Express services go beyond cleaning to include exterior washing, lawn mowing and gardening, car cleaning, mobile massage and beauty, pick-up and delivery of items as well as computing and phone repairs. Angie says operators accommodate special requests and have been known to clean vomit from vehicles. She laughs, saying, "That's a little bit extra." Cleaning services start at $34.95.

Chef, James Broad, of Cuisine Concepts will cater anything from a dinner party to a wedding. Photo/John Borren
Chef, James Broad, of Cuisine Concepts will cater anything from a dinner party to a wedding. Photo/John Borren


Fancy a personal chef? James Broad of Cuisine Concepts in Tauranga will cater anything from a dinner party to a wedding. And while he's been approached to prepare four or five meals for a client, he says the maths doesn't stack up. "I'm almost having to charge more than restaurant prices, because I'm only cooking five portions. Twenty portions or five - it's the same amount of work." James' sample special occasion menu - a four-course meal, costs $88 per person for 70 people.

He says one of the biggest providers of ready-to-make food in New Zealand is My Food Bag. "A lot of people are knowledge poor. They think it takes a long time to cook a nice meal and costs a lot. To eat well is not expensive and doesn't take all day."

Papamoa mum Sarah Metcalfe says she started using My Food Bag to simplify meal planning for her family that includes two children, ages four and five. "I was also bored with eating meals that tried to cater for the kids and adults ... My kids have become far more adventurous eaters and I'm more relaxed as I'm more detached from the menu." My Food Bag starts at $119 per week for five meals for four people for the Bargain Box option (plus $10 delivery). The Family Food Bag costs $165 (including delivery) for five meals for four people.

NZME in late June reported My Food Bag has 35,000 customers in New Zealand and Australia and 120 per cent annual growth in number of weekly deliveries.

Jessica Amos is the dog walker and her partner Jacob Keeling helps out when needed. Photo/John Borren
Jessica Amos is the dog walker and her partner Jacob Keeling helps out when needed. Photo/John Borren

Hire your dog a friend

Jessica Amos is walking four dogs when 48 Hours meets her on the beach in Papamoa East. Jessica picks up Mel, Millie, Rylie and Steiny for regular outings. The 21-year-old, who also provides drop-in visits and overnight pet sitting, says she's quitting her barista job to focus on her business called Paws and Claws on Palm Beach.

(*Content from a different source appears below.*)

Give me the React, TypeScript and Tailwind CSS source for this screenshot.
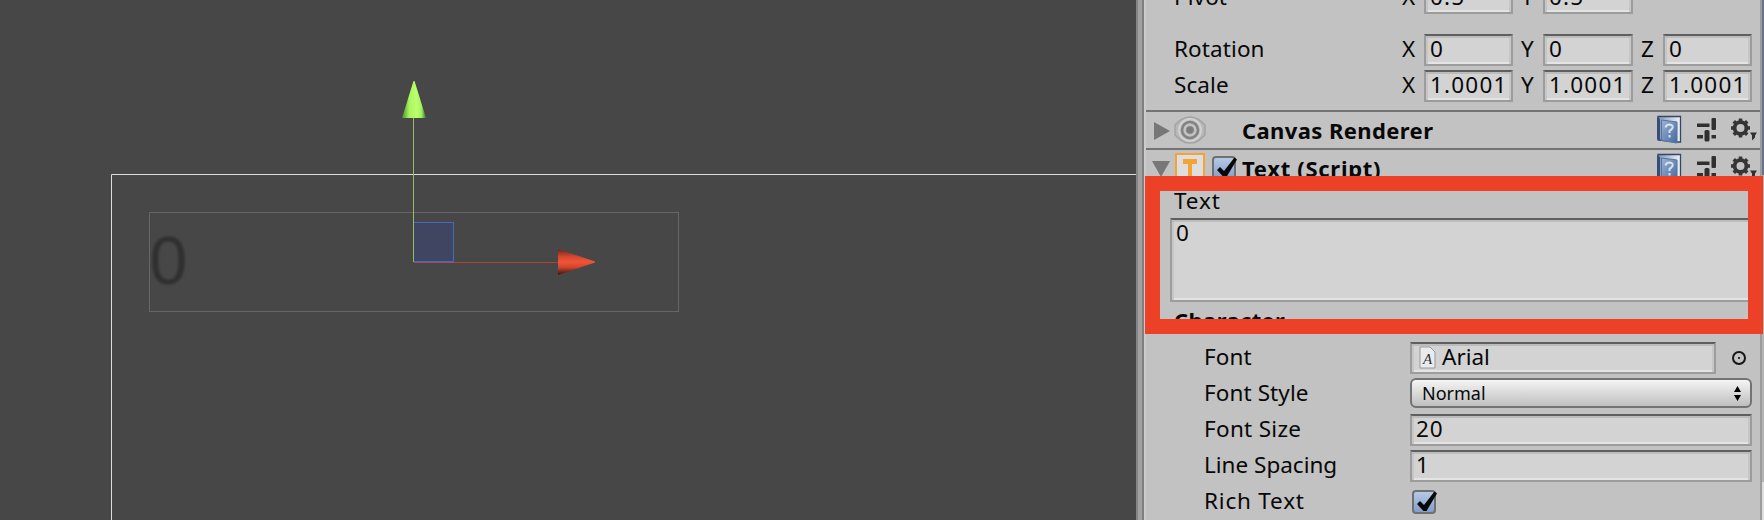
import React from "react";

function Field({ className, children }: { className: string; children?: React.ReactNode }) {
  return (
    <div
      className={`box-border flex overflow-hidden whitespace-nowrap border-2 border-[#9c9c9c] border-t-[#5f5f5f] bg-[#d3d3d3] pl-1 shadow-[inset_0_2px_0_#bcbcbc,inset_2px_0_0_#c6c6c6,inset_-2px_0_0_#c6c6c6,inset_0_-2px_0_#e4e4e4] ${className}`}
    >
      {children}
    </div>
  );
}

function Axis({ name, value, className }: { name: string; value: string; className: string }) {
  return (
    <div className={`flex items-center ${className}`}>
      <span className="w-[22px] shrink-0 pb-[2px]">{name}</span>
      <Field className="h-8 min-w-0 flex-1 items-center">
        <span className="pb-[2px] tracking-[1.2px]">{value}</span>
      </Field>
    </div>
  );
}

function VectorRow({ name, values }: { name: string; values: string[] }) {
  return (
    <div className="flex h-9 shrink-0 items-center pl-7">
      <span className="w-[228px] shrink-0 pb-[2px] tracking-[0.1px]">{name}</span>
      <Axis name="X" value={values[0]} className="w-[111px]" />
      <Axis name="Y" value={values[1]} className="ml-2 w-[112px]" />
      {values[2] !== undefined && <Axis name="Z" value={values[2]} className="ml-2 w-[111px]" />}
    </div>
  );
}

function Check() {
  return (
    <svg width="26" height="24" viewBox="0 0 26 24" className="block shrink-0">
      <defs>
        <linearGradient id="check" x1="0" y1="0" x2="0" y2="1">
          <stop offset="0" stopColor="#b9cce4" />
          <stop offset="1" stopColor="#7f9cca" />
        </linearGradient>
      </defs>
      <rect x="1" y="1" width="22" height="22" rx="3" fill="url(#check)" stroke="#6f7072" strokeWidth="2" />
      <path d="M5 14l3-3 4 4L22.500 1.500l2.500 2L14.500 21h-3z" fill="#080808" />
    </svg>
  );
}

function ToolIcons() {
  return (
    <svg width="102" height="30" viewBox="0 0 102 30" className="mr-[2px] block shrink-0">
      <defs>
        <linearGradient id="book" x1="0" y1="0" x2="1" y2="1">
          <stop offset="0" stopColor="#9cb3d5" />
          <stop offset="1" stopColor="#44699f" />
        </linearGradient>
        <linearGradient id="pages">
          <stop offset="0" stopColor="#7f97b9" />
          <stop offset="1" stopColor="#f1f3f5" />
        </linearGradient>
      </defs>
      <path d="M2 1.500h22.500V27H21L2 25z" fill="url(#pages)" stroke="#334669" strokeWidth="1.300" />
      <path d="M1 2l3 2v22l-3-2z" fill="#354e75" />
      <path d="M5.500 5l15.500 2v21L5.500 25.500z" fill="url(#book)" stroke="#55749f" />
      <path d="M9.500 12.500q.5-3 4-3 4 .5 3 3.500-1 1.500-3 3v2m0 2v2.500" fill="none" stroke="#d9e2ee" strokeWidth="2" />
      <g fill="#303030">
        <rect x="41" y="8.500" width="12.500" height="3.500" />
        <rect x="55.500" y="3" width="4.500" height="12" rx="1" />
        <rect x="41" y="20" width="6" height="3.500" />
        <rect x="48.500" y="15" width="5" height="11.500" rx="1.500" />
        <rect x="55.500" y="20" width="4.500" height="3.500" />
        <path d="M94 17.500h7l-2 3v2l-3 3v-5z" />
      </g>
      <g stroke="#353535" fill="none">
        <circle cx="84.500" cy="13" r="5.900" strokeWidth="3.800" />
        <path
          d="M84.500 3.500v3M84.500 19.500v3M75 13h3M91 13h3M77.800 6.300l2.100 2.100M89.100 17.600l2.100 2.100M77.800 19.700l2.100-2.100M89.100 8.400l2.100-2.100"
          strokeWidth="3.600"
        />
      </g>
    </svg>
  );
}

function RendererIcon() {
  return (
    <svg width="32" height="28" viewBox="0 0 32 28" fill="none" className="block">
      <path d="M16 1C9 1 5 5 1 9v10c4 4 8 8 15 8s11-4 15-8V9C27 5 23 1 16 1z" fill="#b7b7b7" stroke="#a4a4a4" strokeWidth="1.500" />
      <circle cx="16" cy="14" r="11" stroke="#d0d0d0" strokeWidth="2" />
      <circle cx="16" cy="14" r="8" stroke="#828282" strokeWidth="2.500" />
      <circle cx="16" cy="14" r="5.500" stroke="#c5c5c5" strokeWidth="1.500" />
      <circle cx="16" cy="14" r="3.800" fill="#7c7c7c" />
    </svg>
  );
}

function Scene() {
  return (
    <svg width="1136" height="520" viewBox="0 0 1136 520" className="block shrink-0 bg-[#474747]">
      <defs>
        <linearGradient id="up">
          <stop offset="0" stopColor="#4d8a35" />
          <stop offset=".3" stopColor="#a8f55f" />
          <stop offset=".6" stopColor="#bdff6e" />
          <stop offset=".8" stopColor="#a4f45c" />
          <stop offset="1" stopColor="#447031" />
        </linearGradient>
        <linearGradient id="right" x1="0" y1="0" x2="0" y2="1">
          <stop offset="0" stopColor="#64251c" />
          <stop offset=".3" stopColor="#d4492f" />
          <stop offset=".5" stopColor="#f25437" />
          <stop offset=".7" stopColor="#cf472e" />
          <stop offset="1" stopColor="#35120d" />
        </linearGradient>
      </defs>
      <path d="M111.500 520V174.500H1136" fill="none" stroke="#dedede" />
      <rect x="149.500" y="212.500" width="529" height="99" fill="none" stroke="#666" />
      <text x="149.500" y="284" fontSize="68" fill="#303030" fontFamily="Liberation Sans, sans-serif" className="blur-[1px]">
        0
      </text>
      <rect x="413.500" y="222.500" width="40" height="39" fill="#404661" stroke="#416ac0" />
      <path d="M413.500 118v144" stroke="#91bc68" />
      <path d="M414 262.500h144" stroke="#ac4333" />
      <path d="M414 262.500h40" stroke="#a94b59" />
      <path d="M413.500 81h1L426 118h-24z" fill="url(#up)" />
      <path d="M558 249l37 12.500v1L558 275z" fill="url(#right)" />
    </svg>
  );
}

function Property({ name, spacing = "tracking-[0.1px]", children }: { name: string; spacing?: string; children: React.ReactNode }) {
  return (
    <div className="flex h-9 items-center pl-[58px]">
      <span className={`w-[206px] shrink-0 pb-[2px] ${spacing}`}>{name}</span>
      {children}
    </div>
  );
}

export default function App() {
  return (
    <main className="relative flex h-[520px] w-[1764px] overflow-hidden bg-[#c2c2c2] font-['Noto_Sans',sans-serif] text-[22.500px] leading-8 text-[#080808]">
      <Scene />
      <div className="h-full w-2 shrink-0 border-x-2 border-l-[#858585] border-r-[#7e7e7e] bg-[#a1a1a1]" />
      <section className="flex h-full w-[616px] shrink-0 flex-col overflow-hidden border-l-2 border-[#cbcbcb]">
        <div className="-mt-[20px] h-[52px] shrink-0">
          <VectorRow name="Pivot" values={["0.5", "0.5"]} />
        </div>
        <VectorRow name="Rotation" values={["0", "0", "0"]} />
        <VectorRow name="Scale" values={["1.0001", "1.0001", "1.0001"]} />
        <div className="mt-[6px] flex h-[38px] shrink-0 items-center border-t-2 border-[#737373]">
          <svg width="28" height="24" className="shrink-0">
            <path d="M8 4l16 9-16 9z" fill="#777" />
          </svg>
          <RendererIcon />
          <b className="ml-[36px] flex-1 text-[22px] tracking-[0.400px]">Canvas Renderer</b>
          <ToolIcons />
        </div>
        <div className="flex h-[38px] shrink-0 items-center border-t-2 border-[#737373]">
          <svg width="28" height="24" className="shrink-0">
            <path d="M6 5h18l-9 16z" fill="#777" />
          </svg>
          <svg width="32" height="32" className="shrink-0">
            <rect x="2" y="2" width="28" height="30" fill="#dedede" stroke="#f5a334" strokeWidth="2" />
            <path d="M9 7h14v5h-5v16h-4V12H9z" fill="#f5a334" />
          </svg>
          <span className="ml-[6px]"><Check /></span>
          <b className="ml-1 flex-1 text-[22px] tracking-[0.700px]">Text (Script)</b>
          <ToolIcons />
        </div>
        <div className="h-8 shrink-0 pl-7 leading-[30px] tracking-[0.9px]">Text</div>
        <Field className="ml-6 h-[84px] w-[590px] shrink-0 items-start leading-[26px]">0</Field>
        <b className="h-[38px] shrink-0 pl-7 pt-[2px] text-[22px] tracking-[0.350px]">Character</b>
        <div className="shrink-0">
          <Property name="Font">
            <Field className="h-8 w-[306px] items-center">
              <svg width="23" height="24" className="ml-[3px] shrink-0">
                <path d="M1 1h10l5 5v16H1z" fill="#e9ecef" stroke="#999" />
                <text x="4" y="18" fontSize="15" fontStyle="italic" fontFamily="Liberation Serif, serif" fill="#333">A</text>
              </svg>
              <span className="pb-[2px]">Arial</span>
            </Field>
            <svg width="16" height="16" className="ml-[15px]">
              <circle cx="8" cy="8" r="6" fill="none" stroke="#151515" strokeWidth="2" />
              <circle cx="8" cy="8" r="1" />
            </svg>
          </Property>
          <Property name="Font Style">
            <div className="mb-[2px] flex h-[30px] w-[342px] items-center justify-between rounded-md border-2 border-[#737373] bg-linear-to-b from-[#f5f5f5] to-[#bfbfbf] pl-[10px] pr-[9px] text-[18px]">
              <span className="pb-px">Normal</span>
              <svg width="7" height="15"><path d="M0 6l3.500-6L7 6zM0 9h7l-3.500 6z" /></svg>
            </div>
          </Property>
          <Property name="Font Size" spacing="tracking-[0.3px]">
            <Field className="h-8 w-[342px] items-center"><span className="pb-[2px] tracking-[1px]">20</span></Field>
          </Property>
          <Property name="Line Spacing" spacing="tracking-normal">
            <Field className="h-8 w-[342px] items-center"><span className="pb-[2px]">1</span></Field>
          </Property>
          <Property name="Rich Text" spacing="tracking-[0.8px]"><span className="ml-[2px]"><Check /></span></Property>
        </div>
      </section>
      <aside className="flex h-full w-1 shrink-0 flex-col border-l-2 border-[#9c9c9c]">
        <div className="h-[175px] bg-[#667392]" />
        <div className="h-[307px] bg-[#b4b4b4]" />
        <div className="flex-1 bg-[#dedede]" />
      </aside>
      <div className="absolute left-[1145px] top-[175.500px] h-[158px] w-[618px] border-[15px] border-[#ed4127]" />
    </main>
  );
}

She charges $12 for a half-hour walk, $15 for a group hour-long walk and sees 20 to 30 regular customers. "I've massively expanded in the last three months or so." She says some clients work long hours and others are amputees who rely on her to care for their pets. "I'm their pet lifeline. 'Dog Step-mum' they call me." Jessica is on-call 24 hours a day and has taken in pets during emergencies. She also provides taxi service to veterinary appointments.

Garden help
Garden Magicians owner-operators Erika Dutting and Marco van der Zwaard say their business has grown into a fulltime concern through word of mouth. The couple do garden maintenance, tree pruning and say the Bay's booming housing market has fertilised their business. "If people want to put their house on the market, we can turn it from a jungle into something really beautiful to have the photo shoot," says Erika. Garden Magicians also has a regular client roster. "We do it so they can just enjoy their garden instead of seeing it as work." Prices vary, but the couple can work to a customer's budget.

Personal stylist/shopper
If you lack the time or inclination to shop, fashion stylist and personal shopper Michelle Macdonald can help. She says one of her most popular requests is weeding through a wardrobe. "You wear 20 per cent of your stuff 80 per cent of the time. I'm about having less and wearing more." Michelle says hiring a professional stylist can save time and money.

Problem solved?
Back to outsourcing parental chauffeur duties: for the past two weeks, other parents have brought my kids to soccer. My neighbour recommended posting a notice on Student Job Search. I have an interview with a potential babysitter who drives next week.

Unemployment drop in BOP:
Statistics New Zealand reports the Bay of Plenty's unemployment rate dropped significantly the first quarter of 2016 (Q2 numbers are due mid-month), from 7.8 per cent last year to 5.1 per cent this year. That made it the region with the lowest unemployment rate in the North Island.